··· Given information ···

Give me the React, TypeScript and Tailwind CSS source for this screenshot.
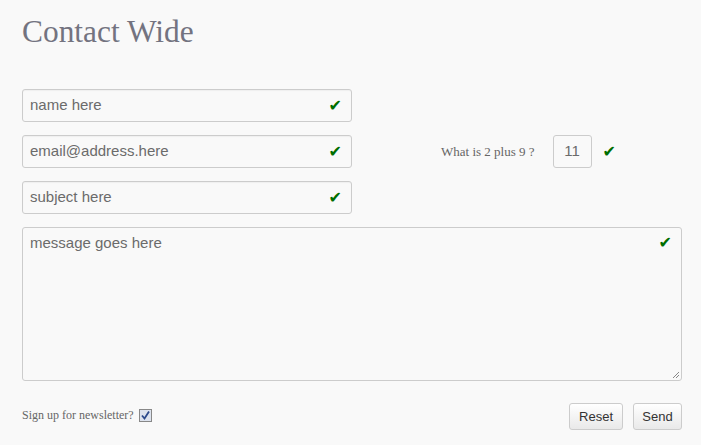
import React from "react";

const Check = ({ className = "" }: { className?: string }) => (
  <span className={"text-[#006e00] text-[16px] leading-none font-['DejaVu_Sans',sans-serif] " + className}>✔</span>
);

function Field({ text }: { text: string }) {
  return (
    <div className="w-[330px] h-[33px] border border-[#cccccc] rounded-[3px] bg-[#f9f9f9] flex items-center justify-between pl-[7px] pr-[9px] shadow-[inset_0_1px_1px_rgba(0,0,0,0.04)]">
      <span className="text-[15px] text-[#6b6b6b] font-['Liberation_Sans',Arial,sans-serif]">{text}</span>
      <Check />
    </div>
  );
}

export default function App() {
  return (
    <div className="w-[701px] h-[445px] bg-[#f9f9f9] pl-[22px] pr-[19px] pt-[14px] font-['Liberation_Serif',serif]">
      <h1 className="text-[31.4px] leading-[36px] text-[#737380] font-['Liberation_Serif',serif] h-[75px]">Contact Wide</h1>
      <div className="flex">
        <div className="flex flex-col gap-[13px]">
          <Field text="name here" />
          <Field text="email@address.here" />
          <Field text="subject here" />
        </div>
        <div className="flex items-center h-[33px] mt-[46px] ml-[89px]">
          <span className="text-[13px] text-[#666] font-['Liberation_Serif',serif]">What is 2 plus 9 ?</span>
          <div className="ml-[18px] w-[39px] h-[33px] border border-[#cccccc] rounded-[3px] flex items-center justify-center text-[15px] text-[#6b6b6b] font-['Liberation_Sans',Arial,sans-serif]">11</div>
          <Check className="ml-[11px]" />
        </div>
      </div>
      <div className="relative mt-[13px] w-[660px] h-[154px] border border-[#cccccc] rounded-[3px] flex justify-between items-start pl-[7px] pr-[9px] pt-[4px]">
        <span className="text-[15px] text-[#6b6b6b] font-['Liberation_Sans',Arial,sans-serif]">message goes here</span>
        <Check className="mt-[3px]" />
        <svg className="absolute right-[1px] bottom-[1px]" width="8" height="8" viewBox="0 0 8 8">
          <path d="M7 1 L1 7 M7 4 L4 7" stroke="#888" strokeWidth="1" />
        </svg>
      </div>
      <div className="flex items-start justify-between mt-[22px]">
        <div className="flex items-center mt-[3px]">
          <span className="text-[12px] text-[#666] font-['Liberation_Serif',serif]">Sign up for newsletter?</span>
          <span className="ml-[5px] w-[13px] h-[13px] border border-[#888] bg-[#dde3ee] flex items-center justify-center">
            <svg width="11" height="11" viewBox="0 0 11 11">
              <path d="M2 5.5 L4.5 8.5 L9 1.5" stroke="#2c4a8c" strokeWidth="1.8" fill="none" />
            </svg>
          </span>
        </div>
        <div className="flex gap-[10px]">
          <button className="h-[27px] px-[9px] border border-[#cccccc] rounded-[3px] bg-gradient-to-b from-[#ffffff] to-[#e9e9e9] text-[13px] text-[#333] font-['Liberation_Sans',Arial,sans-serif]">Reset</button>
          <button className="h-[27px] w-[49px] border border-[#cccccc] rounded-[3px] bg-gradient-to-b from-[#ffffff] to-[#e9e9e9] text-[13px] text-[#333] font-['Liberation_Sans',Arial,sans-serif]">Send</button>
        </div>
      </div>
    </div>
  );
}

···

Only lines belong in the copy: transcribe those from the start of the data through the line that contains "import React from", and skip the pictures.

Give me the React, TypeScript and Tailwind CSS source for this screenshot.
import React from "react";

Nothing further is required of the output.